La potenza di XIII emendamento non risiede tanto nella rivelazione di fatti sconosciuti – per chiunque abbia una minima conoscenza della storia americana, molti dei dati presentati non sono una novità – quanto nella sua capacità di sintesi e nella forza della sua architettura retorica. È un atto d'accusa cinematografico che ha la stessa forza perentoria del J'accuse…! di Émile Zola. Come Zola usò la forma della lettera aperta per scuotere le fondamenta della Terza Repubblica francese, così DuVernay usa la forma del documentario per mettere sotto processo un intero sistema socio-economico. Il film analizza con lucidità chirurgica il ruolo delle corporazioni, del complesso penitenziario-industriale e del lobbismo politico (attraverso l'esempio di ALEC, l'American Legislative Exchange Council) nel trasformare i corpi dei carcerati in merce, in una fonte di profitto inesauribile. Questo passaggio dall'analisi storica alla critica del capitalismo contemporaneo è ciò che eleva il film oltre la semplice denuncia, trasformandolo in un'opera che parla con urgenza del presente. Ricorda la critica della Scuola di Francoforte all'industria culturale, ma applicata al sistema giudiziario: un apparato che non produce solo giustizia (o ingiustizia), ma che produce e gestisce attivamente una forza lavoro a basso costo e un elettorato privato dei diritti.

Esteticamente, il film è di una pulizia formale quasi ingannevole. Le interviste sono girate in ambienti sobri, quasi astratti – magazzini, loft industriali – che isolano i soggetti e conferiscono alle loro parole un peso monumentale. La colonna sonora, che spazia dal jazz al soul fino all'hip-hop, non è mai un semplice sottofondo emotivo, ma un ulteriore livello di commento culturale.
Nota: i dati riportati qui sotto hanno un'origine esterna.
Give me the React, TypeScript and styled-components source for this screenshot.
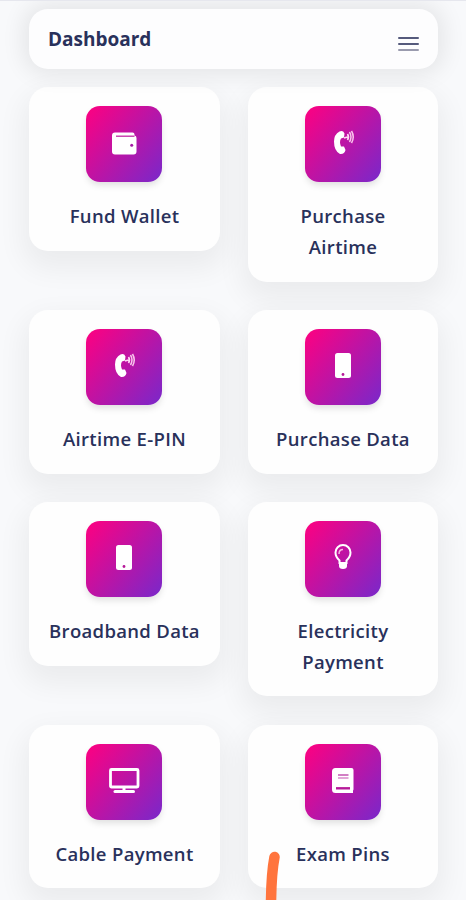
import React from 'react';
import styled, { createGlobalStyle } from 'styled-components';

const GlobalStyle = createGlobalStyle`
  *, *::before, *::after { box-sizing: border-box; }
  html, body { margin: 0; overflow: hidden; background: #f8f9fb; }
  body { font-family: 'Open Sans', 'Noto Sans', sans-serif; color: #29315b; }
`;

const Page = styled.main`
  position: relative;
  height: 900px;
  overflow: hidden;
  padding: 9px 28px 0 29px;
  border-top: 1px solid #e6e7ee;
  background: #f8f9fb;
`;

const Header = styled.header`
  position: relative;
  z-index: 1;
  display: flex;
  align-items: center;
  justify-content: space-between;
  height: 60px;
  margin-top: -1px;
  padding: 0 19px;
  border-radius: 19px;
  background: #fdfdfe;
  box-shadow: 0 0 22px 6px rgba(0, 0, 0, 0.08);
`;

const Title = styled.h1`
  margin: 0;
  font-size: 19px;
  line-height: 30px;
  font-weight: 700;
  letter-spacing: 0;
`;

const MenuButton = styled.button`
  display: flex;
  flex-direction: column;
  gap: 4px;
  width: 21px;
  margin-top: 10px;
  padding: 0;
  border: 0;
  background: none;
`;

const MenuBar = styled.span<{ $faded?: boolean }>`
  height: 2px;
  border-radius: 1px;
  background: ${(p) => (p.$faded ? '#9a9bae' : '#555a7c')};
`;

const Grid = styled.section`
  display: grid;
  grid-template-columns: 191px 190px;
  column-gap: 28px;
  row-gap: 28.2px;
  align-items: start;
  margin-top: 18px;
`;

const Card = styled.article`
  display: flex;
  flex-direction: column;
  align-items: center;
  gap: 19px;
  padding: 19px;
  border-radius: 19px;
  background: #fefefe;
  box-shadow: 0 12px 28px 6px rgba(0, 0, 0, 0.054);
`;

const Tile = styled.div`
  display: grid;
  place-items: center;
  width: 76px;
  height: 76px;
  margin-right: 1px;
  border-radius: 14px;
  background: linear-gradient(310deg, #7928ca, #ff0080);
  box-shadow: 0 4px 7px -1px rgba(0, 0, 0, 0.13);
`;

const Glyph = styled.svg`
  display: block;
  width: 32px;
  height: 32px;
  margin-top: -4px;
  fill: none;
`;

const Label = styled.h2`
  margin: 0 -4px;
  max-width: 154px;
  font-size: 18.5px;
  line-height: 30.8px;
  font-weight: 550;
  letter-spacing: 0.32px;
  text-align: center;
`;

const Marker = styled.svg`
  position: absolute;
  left: 261px;
  top: 847px;
  width: 24px;
  height: 54px;
  z-index: 2;
`;

const WalletIcon = () => (
  <Glyph viewBox="0 0 32 32">
    <path d="M7 6.500h17.500q2 0 2 2v1q2 0 2 2.500v13.500q0 3-3 3H7q-3 0-3-3v-16q0-3 3-3Z" fill="#fff" />
    <path d="M8 10.200h18.500" stroke="#c12aa4" strokeWidth="1.300" />
    <circle cx="23.700" cy="19.200" r="1.500" fill="#a51aa5" />
  </Glyph>
);

const PhoneIcon = () => (
  <Glyph viewBox="0 0 32 32">
    <path d="M12.500 5.500q3.500-1.500 5 2l-.5 4-3 1q-2 3.500 0 8h3l1.500 3.500q-1 4.500-5.500 4-6-3-6-12.500 0-7 5.500-10Z" fill="#fff" />
    <path d="M17 12l3.500-1M20.500 8q2 3 0 6" stroke="#ffd9f4" strokeWidth="1.600" />
    <path d="M22.500 6q3 5 0 10M24.500 5q3.500 6 0 12" stroke="#f9c5ec" strokeWidth="1.500" />
  </Glyph>
);

const MobileIcon = () => (
  <Glyph viewBox="0 0 32 32">
    <rect x="8" y="4" width="16" height="25" rx="2.500" fill="#fff" />
    <circle cx="16" cy="25.500" r="1.400" fill="#b61999" />
  </Glyph>
);

const BulbIcon = () => (
  <Glyph viewBox="0 0 32 32">
    <path d="M12.500 22v-2.500Q8.500 16 8.500 11.500a7.500 7.500 0 0 1 15 0Q23.500 16 19.500 19.500V22Z" stroke="#fff" strokeWidth="2" />
    <path d="M12 13q0-4.500 4-4.500" stroke="#f7b6e3" strokeWidth="1.500" />
    <path d="M12 21.500h8v3.500q0 3-4 3t-4-3Z" fill="#fff" />
  </Glyph>
);

const MonitorIcon = () => (
  <Glyph viewBox="0 0 32 32">
    <rect x="2.500" y="5.500" width="27.500" height="17.500" rx="1" stroke="#fff" strokeWidth="2.800" />
    <path d="M16 23v4" stroke="#fff" strokeWidth="3" />
    <path d="M7 27.500h18.500" stroke="#fff" strokeWidth="3" strokeLinecap="round" />
  </Glyph>
);

const BookIcon = () => (
  <Glyph viewBox="0 0 32 32">
    <path d="M8.500 4h16q2 0 2 2v19q0 1-.5 1.500V29H8.500q-3.500 0-3.500-3.500v-18Q5 4 8.500 4Z" fill="#fff" />
    <path d="M11 11h10.500" stroke="#cd71be" strokeWidth="1.800" />
    <path d="M11 14h10.500" stroke="#d88bcb" strokeWidth="1.500" />
    <path d="M9 24.300h14" stroke="#b61999" strokeWidth="2.400" />
  </Glyph>
);

const services = [
  { name: 'Fund Wallet', Icon: WalletIcon },
  { name: 'Purchase Airtime', Icon: PhoneIcon },
  { name: 'Airtime E-PIN', Icon: PhoneIcon },
  { name: 'Purchase Data', Icon: MobileIcon },
  { name: 'Broadband Data', Icon: MobileIcon },
  { name: 'Electricity Payment', Icon: BulbIcon },
  { name: 'Cable Payment', Icon: MonitorIcon },
  { name: 'Exam Pins', Icon: BookIcon },
];

export default function App() {
  return (
    <>
      <GlobalStyle />
      <Page>
        <Header>
          <Title>Dashboard</Title>
          <MenuButton aria-label="Open menu">
            <MenuBar />
            <MenuBar />
            <MenuBar $faded />
          </MenuButton>
        </Header>
        <Grid>
          {services.map(({ name, Icon }) => (
            <Card key={name}>
              <Tile>
                <Icon />
              </Tile>
              <Label>{name}</Label>
            </Card>
          ))}
        </Grid>
        <Marker viewBox="0 0 24 54">
          <path d="M13.500 9Q10 27 10 60" fill="none" stroke="#ff743d" strokeWidth="10.500" strokeLinecap="round" />
        </Marker>
      </Page>
    </>
  );
}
L'uso di canzoni come "The Peculiar Institution" di Common, scritta appositamente per il film, rafforza l'idea che questa non sia solo una storia passata, ma una narrazione viva e pulsante nella cultura contemporanea. Il ritmo del montaggio, curato da Spencer Averick, è il vero cuore pulsante dell'opera: è un ritmo che non concede tregua, che accumula prove su prove, che costringe lo spettatore a una forma di attenzione totale, quasi estenuante. Non si esce da XIII emendamento con la sensazione di aver visto un film, ma di aver subito un'interrogazione, di essere stati costretti a connettere i punti di un disegno vasto e terrificante che si nascondeva in piena vista.

In un'epoca di polarizzazione estrema, un'opera come questa rischia di essere letta unicamente attraverso una lente politica. Sarebbe un errore. Al di là del suo messaggio, XIII emendamento è un capolavoro di forma documentaria, un esempio magistrale di come il cinema possa farsi veicolo di un pensiero complesso e stratificato senza mai rinunciare alla sua potenza visiva ed emotiva. Non è un pamphlet, ma un'analisi strutturale. Non cerca di convincere attraverso il pathos, ma attraverso la schiacciante evidenza della sua costruzione logica. È un film che, come i grandi romanzi di Fëdor Dostoevskij, esplora le profondità della colpa collettiva e le conseguenze morali di un peccato originale che continua a proiettare la sua ombra sul presente. DuVernay ha creato più di un film importante; ha creato un palinsesto su cui leggere la storia americana, un prisma attraverso cui le immagini familiari di telegiornali e film di Hollywood vengono rifratte e mostrate per quello che sono: frammenti di un'unica, coerente e desolante narrazione.